Yael Reisner Studio is committed to research-led projects, increasingly focused on human wellbeing and the built environment, where the experience of beauty is the aspiration. Her public works include: Take My Hand, Rights and Weddings, an installation that explored human rights and wellbeing in Placa de La Merce, Barcelona (2014) produced by the Enric Miralles Foundation.
Exhibitions include: In The Mirror, an interior installation that explored the spatial experience of a pop music video. Designed together with Barnaby Gunning for‘Tomorrow’s Party’, an exhibition of digital art augmented by analogue artifice and curated by Shang Shang, Beijing (2015). In 2011, Reisner was invited by the late Will Alsop to curate an exhibition at the TESTBED1 Gallery, Battersea, London. Turning the Tables explored the parameters of this everyday item, exhibiting 14 new tables. And her proposal for a Gaetano Pesce retrospective at London’s Design Museum is under discussion.
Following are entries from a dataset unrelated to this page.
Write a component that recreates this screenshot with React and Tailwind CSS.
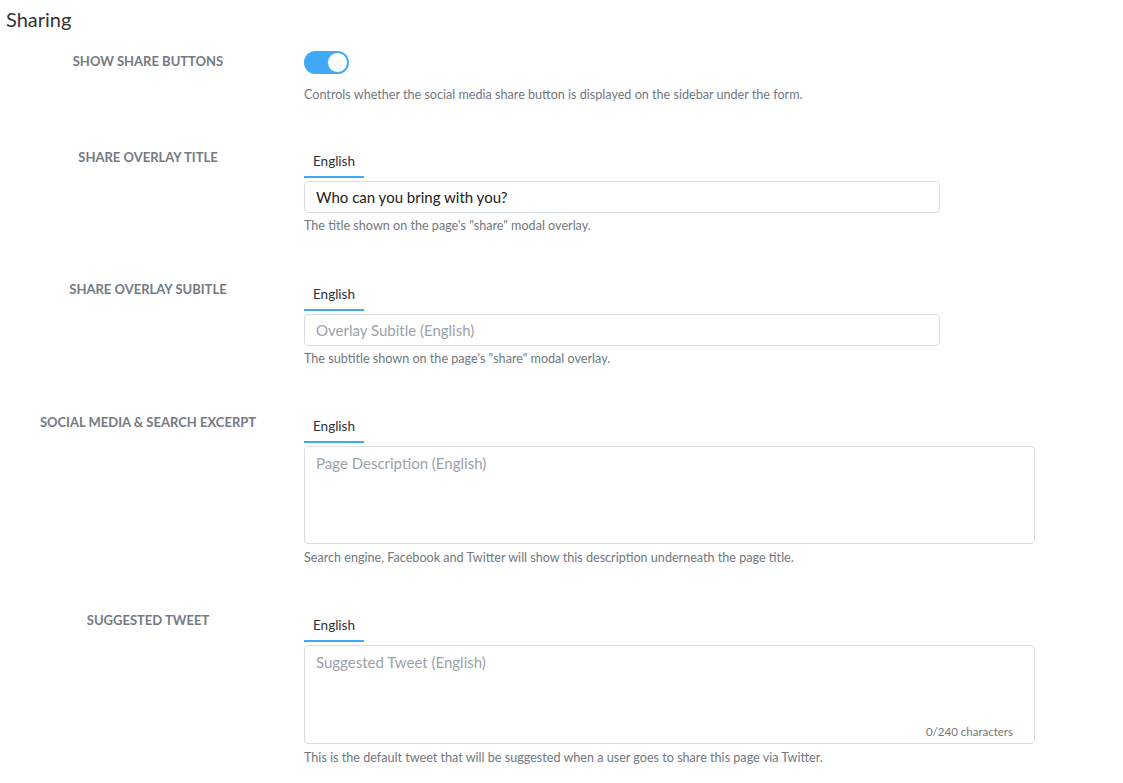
import React, { useState } from 'react';

const font = { fontFamily: 'Lato, "Open Sans", sans-serif' };

function Label({ children, className = '' }) {
  return (
    <div className={`mr-[8px] w-[296px] shrink-0 text-center text-[13px] leading-4 font-bold uppercase text-[#737a83] ${className}`}>
      {children}
    </div>
  );
}

function Help({ children, className = 'mt-[5px]' }) {
  return <p className={`${className} text-[12.6px] leading-4 text-[#717880]`}>{children}</p>;
}

function Tab() {
  return (
    <div className="flex">
      <div className="w-[60px] border-b-2 border-[#3fa9f5] pt-[3px] pb-[7px] text-center text-[13.5px] leading-4 text-[#2d3238]">
        English
      </div>
    </div>
  );
}

export default function App() {
  const [share, setShare] = useState(true);

  return (
    <div className="min-h-screen bg-white text-[#2d3238]" style={font}>
      <h1 className="pl-[6px] pt-[6px] text-[20px] leading-[26px] text-[#333]">Sharing</h1>

      <div className="mt-[18px] flex flex-col">
        <div className="flex">
          <Label className="pt-[3px]">Show share buttons</Label>
          <div className="flex-1">
            <button
              onClick={() => setShare(!share)}
              className={`relative mt-[1px] block h-[23px] w-[45px] rounded-full ${share ? 'bg-[#3fa9f5]' : 'bg-[#d5d9de]'}`}
            >
              <span
                className={`absolute top-[1px] h-[21px] w-[21px] rounded-full border border-[#3fa9f5] bg-white ${share ? 'right-[1px]' : 'left-[1px]'}`}
              />
            </button>
            <Help className="mt-[13px]">
              Controls whether the social media share button is displayed on the sidebar under the form.
            </Help>
          </div>
        </div>

        <div className="mt-[47px] flex">
          <Label className="-mt-[1px]">Share overlay title</Label>
          <div className="flex-1">
            <Tab />
            <input
              defaultValue="Who can you bring with you?"
              className="mt-[3px] block h-[32px] w-[636px] rounded-[4px] border border-[#d9dce0] px-[11px] text-[15px] text-[#222] outline-none"
            />
            <Help>The title shown on the page's "share" modal overlay.</Help>
          </div>
        </div>

        <div className="mt-[49px] flex">
          <Label className="-mt-[2px]">Share overlay subitle</Label>
          <div className="flex-1">
            <Tab />
            <input
              placeholder="Overlay Subitle (English)"
              className="mt-[3px] block h-[32px] w-[636px] rounded-[4px] border border-[#d9dce0] px-[11px] text-[15px] text-[#222] outline-none placeholder:text-[#9ba2aa]"
            />
            <Help>The subtitle shown on the page's "share" modal overlay.</Help>
          </div>
        </div>

        <div className="mt-[48px] flex">
          <Label className="-mt-[1px]">Social media &amp; search excerpt</Label>
          <div className="flex-1">
            <Tab />
            <textarea
              placeholder="Page Description (English)"
              className="mt-[3px] block h-[98px] w-[731px] resize-none rounded-[4px] border border-[#d9dce0] px-[11px] pt-[6px] text-[15px] leading-5 text-[#222] outline-none placeholder:text-[#9ba2aa]"
            />
            <Help className="mt-[6px]">Search engine, Facebook and Twitter will show this description underneath the page title.</Help>
          </div>
        </div>

        <div className="mt-[48px] flex">
          <Label className="-mt-[2px]">Suggested tweet</Label>
          <div className="flex-1">
            <Tab />
            <div className="relative mt-[3px] w-[731px]">
              <textarea
                placeholder="Suggested Tweet (English)"
                className="block h-[99px] w-full resize-none rounded-[4px] border border-[#d9dce0] px-[11px] pt-[6px] text-[15px] leading-5 text-[#222] outline-none placeholder:text-[#9ba2aa]"
              />
              <span className="absolute bottom-[4px] right-[22px] text-[11.5px] leading-4 text-[#717880]">0/240 characters</span>
            </div>
            <Help className="mt-[6px]">
              This is the default tweet that will be suggested when a user goes to share this page via Twitter.
            </Help>
          </div>
        </div>
      </div>
    </div>
  );
}
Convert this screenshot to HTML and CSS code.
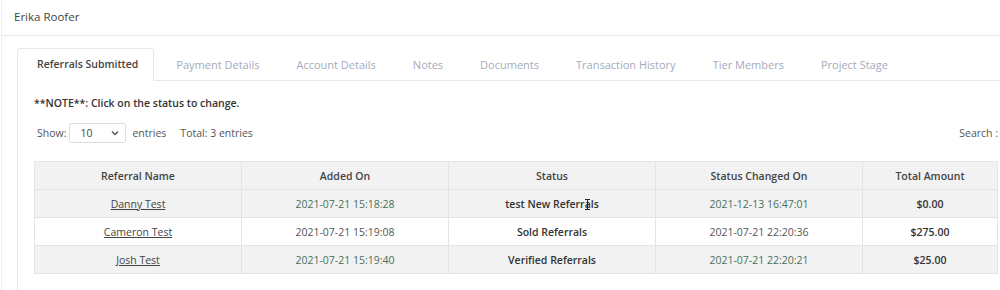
FILE: index.html
```html
<!DOCTYPE html>
<html lang="en">
<head>
<meta charset="utf-8">
<title>Erika Roofer</title>
<link rel="stylesheet" href="styles.css">
</head>
<body>
<div class="panel">
  <div class="panel-head">Erika Roofer</div>
  <div class="panel-body">
    <ul class="tabs">
      <li class="tab active">Referrals Submitted</li>
      <li class="tab">Payment Details</li>
      <li class="tab">Account Details</li>
      <li class="tab">Notes</li>
      <li class="tab">Documents</li>
      <li class="tab">Transaction History</li>
      <li class="tab">Tier Members</li>
      <li class="tab">Project Stage</li>
    </ul>
    <div class="tab-pane">
      <p class="note">**NOTE**: Click on the status to change.</p>
      <div class="toolbar">
        <span class="lbl">Show:</span>
        <span class="select">10
          <svg class="chev" width="8" height="6" viewBox="0 0 8 6"><path d="M1 1.5 L4 4.5 L7 1.5" fill="none" stroke="#555" stroke-width="1.4"/></svg>
        </span>
        <span class="lbl">entries</span>
        <span class="lbl total">Total: 3 entries</span>
        <span class="search">
          <span class="lbl">Search :</span>
          <span class="search-input"></span>
        </span>
      </div>
      <table class="grid">
        <thead>
          <tr><th>Referral Name</th><th>Added On</th><th>Status</th><th>Status Changed On</th><th>Total Amount</th></tr>
        </thead>
        <tbody>
          <tr class="odd">
            <td><a class="name">Danny Test</a></td>
            <td class="date">2021-07-21 15:18:28</td>
            <td class="status"><span class="cursor-wrap">test New Referrals<svg class="ibeam" width="7" height="11" viewBox="0 0 7 11"><path d="M1 0.5 H6 M3.5 0.5 V10.5 M1 10.5 H6" fill="none" stroke="#222" stroke-width="1"/></svg></span></td>
            <td class="date">2021-12-13 16:47:01</td>
            <td class="amt">$0.00</td>
          </tr>
          <tr>
            <td><a class="name">Cameron Test</a></td>
            <td class="date plain">2021-07-21 15:19:08</td>
            <td class="status">Sold Referrals</td>
            <td class="date plain">2021-07-21 22:20:36</td>
            <td class="amt">$275.00</td>
          </tr>
          <tr class="odd">
            <td><a class="name">Josh Test</a></td>
            <td class="date">2021-07-21 15:19:40</td>
            <td class="status">Verified Referrals</td>
            <td class="date">2021-07-21 22:20:21</td>
            <td class="amt">$25.00</td>
          </tr>
        </tbody>
      </table>
    </div>
  </div>
</div>
</body>
</html>
```
FILE: styles.css
```css
* { box-sizing: border-box; }
html, body {
  margin: 0;
  padding: 0;
  background: #fff;
  width: 1000px;
  height: 290px;
  overflow: hidden;
}
body {
  font-family: "Open Sans", "Noto Sans", sans-serif;
  font-size: 10.5px;
  color: #555;
}
.panel {
  margin-left: 1px;
  border-left: 1px solid #eeeeee;
  height: 290px;
}
.panel-head {
  height: 36px;
  padding: 9px 0 0 12px;
  font-size: 11.5px;
  line-height: 15px;
  color: #444;
  border-bottom: 1px solid #e9e9e9;
}
.panel-body {
  padding: 12px 0 0 15px;
}
.tabs {
  list-style: none;
  margin: 0;
  padding: 0;
  display: flex;
  border-bottom: 1px solid #e8e8e8;
  height: 33px;
}
.tab {
  height: 33px;
  padding: 0 17px;
  margin-right: 1px;
  line-height: 31px;
  border: 1px solid transparent;
  border-radius: 4px 4px 0 0;
  color: #a4abbd;
  font-size: 11px;
  white-space: nowrap;
}
.tab.active {
  color: #444;
  font-weight: 600;
  font-size: 10.5px;
  padding: 0 15px 0 19px;
  margin-right: 4px;
  border-color: #e8e8e8;
  border-bottom-color: #fff;
  background: #fff;
}
.tab-pane {
  border-left: 1px solid #e8e8e8;
  padding: 0 0 0 16px;
  height: 220px;
}
.note {
  margin: 0;
  padding-top: 14px;
  line-height: 16px;
  font-weight: 600;
  color: #333;
}
.toolbar {
  display: flex;
  align-items: center;
  margin-top: 12px;
  height: 20px;
  width: 964px;
  padding-left: 3px;
}
.lbl {
  color: #555;
  white-space: nowrap;
}
.select {
  display: flex;
  align-items: center;
  justify-content: space-between;
  width: 57px;
  height: 20px;
  margin: 0 6px 0 3px;
  padding: 0 6px 0 10px;
  border: 1px solid #dddddd;
  border-radius: 2px;
  color: #444;
}
.total { margin-left: 14px; }
.search {
  margin-left: auto;
  margin-right: -158px;
  display: flex;
  align-items: center;
}
.search-input {
  width: 155px;
  height: 21px;
  margin-left: 3px;
  border: 1px solid #dddddd;
}
.grid {
  margin-top: 18px;
  width: 964px;
  border-collapse: collapse;
  table-layout: fixed;
}
.grid th, .grid td {
  height: 28px;
  padding: 0 6px;
  text-align: center;
  border: 1px solid #e4e4e4;
  white-space: nowrap;
}
.grid th:nth-child(-n+4), .grid td:nth-child(-n+4) { width: 207px; }
.grid th {
  background: #f2f2f3;
  font-weight: 600;
  color: #444;
}
.grid tr.odd td { background: #f2f2f2; }
.name {
  color: #444;
  text-decoration: underline;
}
.date { color: #47705b; }
.date.plain { color: #555; }
.status { font-weight: 600; color: #333; }
.amt { font-weight: 600; color: #333; }
.cursor-wrap { position: relative; }
.ibeam {
  position: absolute;
  left: 79px;
  top: 2px;
}
```
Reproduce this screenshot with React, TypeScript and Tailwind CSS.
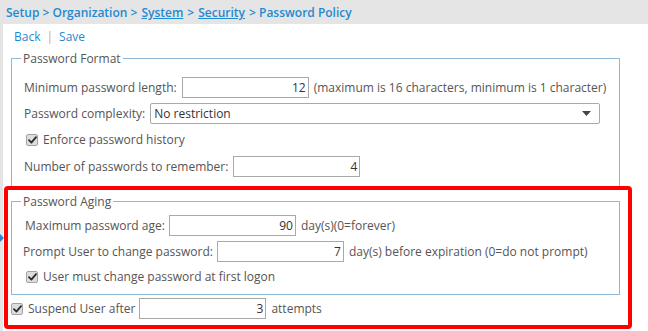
import React from "react";

const Check = () => (
  <span className="inline-flex items-center justify-center w-[12px] h-[12px] rounded-[2px] border border-[#a3a3a3] bg-[#dedede] shrink-0">
    <svg width="9" height="8" viewBox="0 0 9 8">
      <path d="M1 4.2 L3.4 6.6 L8 1.2" stroke="#2b2b2b" strokeWidth="1.8" fill="none" strokeLinecap="round" strokeLinejoin="round" />
    </svg>
  </span>
);

const Num = ({ v, className = "" }: { v: string; className?: string }) => (
  <div className={"w-[127px] h-[21px] shrink-0 border border-[#a9a9a9] bg-white flex items-center justify-end pr-[2px] text-[#333] " + className}>
    {v}
  </div>
);

export default function App() {
  return (
    <div
      className="w-[648px] h-[331px] bg-[#e5e5e5] relative overflow-hidden text-[12px] text-[#555] whitespace-nowrap"
      style={{ fontFamily: '"Open Sans", sans-serif' }}
    >
      <div className="h-[24px] pl-[6px] flex items-center text-[12px] font-semibold text-[#1f8ad2] leading-none pt-[2px]">
        <span>Setup &gt; Organization &gt;</span>
        <span className="underline ml-[4px]">System</span>
        <span className="ml-[4px]">&gt;</span>
        <span className="underline ml-[4px]">Security</span>
        <span className="ml-[4px]">&gt; Password Policy</span>
      </div>
      <div className="ml-[3px] bg-white h-[307px] relative">
        <div className="h-[26px] pl-[11px] flex items-center text-[#1f8ad2] text-[12px]">
          <span>Back</span>
          <span className="mx-[6px] text-[#d6a57c]">|</span>
          <span>Save</span>
        </div>
        <fieldset className="ml-[8px] w-[609px] border border-[#8fb8d6] px-[12px] pb-[10px] pt-[10px] h-[138px]">
          <legend className="px-[2px] -ml-[3px] leading-[17px]">Password Format</legend>
          <div className="flex flex-col gap-[5px]">
            <div className="flex items-center h-[21px]">
              <span>Minimum password length:</span>
              <Num v="12" className="ml-[5px]" />
              <span className="ml-[5px]">(maximum is 16 characters, minimum is 1 character)</span>
            </div>
            <div className="flex items-center h-[21px]">
              <span>Password complexity:</span>
              <div className="ml-[5px] w-[450px] h-[21px] shrink-0 border border-[#a9a9a9] rounded-[2px] flex items-center pl-[3px] pr-[8px] justify-between text-[#333]">
                <span>No restriction</span>
                <svg width="9" height="5" viewBox="0 0 9 5">
                  <path d="M0 0 H9 L4.5 5 Z" fill="#444" />
                </svg>
              </div>
            </div>
            <div className="flex items-center h-[22px] pl-[2px]">
              <Check />
              <span className="ml-[5px]">Enforce password history</span>
            </div>
            <div className="flex items-center h-[21px]">
              <span>Number of passwords to remember:</span>
              <Num v="4" className="ml-[5px]" />
            </div>
          </div>
        </fieldset>
        <div className="relative z-10 -mt-[2px] ml-[1px] w-[628px] h-[143px] border-[4px] border-[#ff0000] rounded-[4px] pl-[3px] pt-[3px]">
          <fieldset className="w-[609px] border border-[#8fb8d6] pl-[11px] pt-[5px] h-[102px]">
            <legend className="px-[2px] -ml-[2px] leading-[17px]">Password Aging</legend>
            <div className="flex flex-col">
              <div className="flex items-center h-[21px] pl-[2px]">
                <span>Maximum password age:</span>
                <Num v="90" className="ml-[4px] h-[20px]" />
                <span className="ml-[5px]">day(s)(0=forever)</span>
              </div>
              <div className="flex items-center h-[21px] mt-[5px]">
                <span>Prompt User to change password:</span>
                <Num v="7" className="ml-[4px]" />
                <span className="ml-[5px]">day(s) before expiration (0=do not prompt)</span>
              </div>
              <div className="flex items-center h-[22px] mt-[4px] pl-[3px]">
                <Check />
                <span className="ml-[5px]">User must change password at first logon</span>
              </div>
            </div>
          </fieldset>
          <div className="flex items-center h-[21px] mt-[3px]">
            <Check />
            <span className="ml-[5px]">Suspend User after</span>
            <Num v="3" className="ml-[4px] h-[20px]" />
            <span className="ml-[5px]">attempts</span>
          </div>
        </div>
      </div>
      <div className="absolute left-0 top-[234px] w-0 h-0 border-y-[4px] border-y-transparent border-l-[4px] border-l-[#1f8ad2]" />
    </div>
  );
}
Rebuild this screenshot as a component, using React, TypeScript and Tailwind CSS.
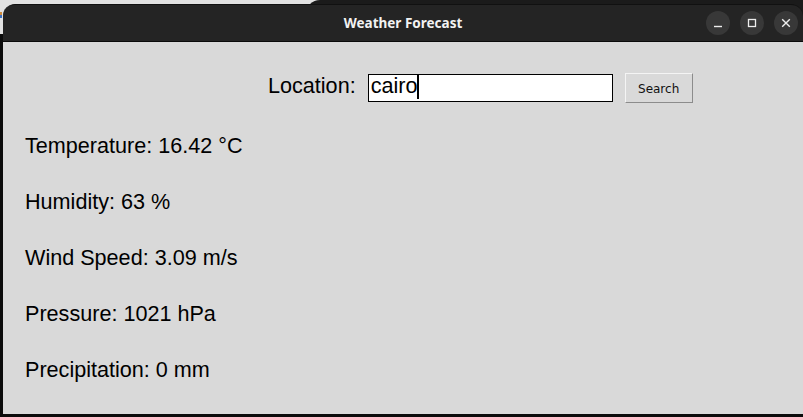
import React from "react";

const labels = [
  "Temperature: 16.42 °C",
  "Humidity: 63 %",
  "Wind Speed: 3.09 m/s",
  "Pressure: 1021 hPa",
  "Precipitation: 0 mm",
];

export default function App() {
  return (
    <div className="relative w-[803px] h-[417px] overflow-hidden bg-[#0b0b0b]">
      {/* desktop behind */}
      <div className="absolute left-0 top-0 w-[320px] h-[34px] bg-[#e2e2e2]" />
      <div className="absolute left-0 top-[12px] w-[2px] h-[3px] bg-[#d08a3a]" />
      <div className="absolute left-0 top-[15px] w-[2px] h-[3px] bg-[#3a6fc0]" />
      <div className="absolute left-[306px] top-0 w-[520px] h-[30px] rounded-tl-[14px] bg-[#1b1b1b]" />

      {/* window */}
      <div className="absolute left-[3px] top-[4px] w-[800px] h-[410px] flex flex-col">
        <div className="relative h-[37px] shrink-0 rounded-t-[12px] bg-[#242424] border-t border-[#111] flex items-center justify-end pr-[5px] gap-[10px]">
          <div
            className="absolute inset-x-0 top-0 h-full flex items-center justify-center text-[13.5px] font-bold text-[#f2f2f2]"
            style={{ fontFamily: '"Noto Sans", "DejaVu Sans", sans-serif' }}
          >
            Weather Forecast
          </div>
          <div className="relative w-[24px] h-[24px] rounded-full bg-[#383838] flex items-center justify-center">
            <svg width="10" height="10" viewBox="0 0 10 10">
              <path d="M1 8.5 H9" stroke="#eeeeee" strokeWidth="1.4" />
            </svg>
          </div>
          <div className="relative w-[24px] h-[24px] rounded-full bg-[#383838] flex items-center justify-center">
            <svg width="10" height="10" viewBox="0 0 10 10">
              <rect x="1.5" y="1.5" width="7" height="7" fill="none" stroke="#eeeeee" strokeWidth="1.3" />
            </svg>
          </div>
          <div className="relative w-[24px] h-[24px] rounded-full bg-[#383838] flex items-center justify-center">
            <svg width="10" height="10" viewBox="0 0 10 10">
              <path d="M1.2 1.2 L8.8 8.8 M8.8 1.2 L1.2 8.8" stroke="#eeeeee" strokeWidth="1.4" />
            </svg>
          </div>
        </div>
        <div className="h-[1px] bg-[#0a0a0a] shrink-0" />
        <div
          className="flex-1 bg-[#d9d9d9] flex flex-col text-black"
          style={{ fontFamily: '"Liberation Sans", Arial, sans-serif' }}
        >
          <div className="flex items-center h-[30px] mt-[31px] pl-[265px]">
            <span className="text-[21.6px] leading-[24px] mb-[5px]">Location:</span>
            <div className="ml-[12px] w-[245px] h-[28px] border border-black bg-white flex items-start pl-[2px]">
              <span className="text-[21.6px] leading-[21px]">cairo</span>
              <span className="w-[2px] h-[24px] bg-black" />
            </div>
            <div
              className="ml-[12px] w-[68px] h-[30px] pt-[2px] bg-[#d9d9d9] border-t border-l border-[#f4f4f4] border-r border-b border-r-[#8c8c8c] border-b-[#8c8c8c] flex items-center justify-center text-[12px] text-[#111]"
              style={{ fontFamily: '"DejaVu Sans", sans-serif' }}
            >
              Search
            </div>
          </div>
          <div className="flex flex-col gap-[32px] mt-[31px] pl-[22px]">
            {labels.map((l) => (
              <div key={l} className="text-[21.6px] leading-[24px] h-[24px]">
                {l}
              </div>
            ))}
          </div>
        </div>
      </div>
    </div>
  );
}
Reisner has taught internationally since 2005 (Sci Arc,LA; Lund University; Architectural Association, London; ESA, Paris; Confluence, Lyon). Previously she taught at UCL The Bartlett for nine years, as M.Arch course coordinator and group tutor as well as Diploma Unit 11 Unit Master. In 2017 Reisner was a guest professor at Peter Behrens School of the Arts / Architecture and Design, Düsseldorf University of Applied Sciences, and since 2017 a PhD external examiner at RMIT University EU branch, in Barcelona.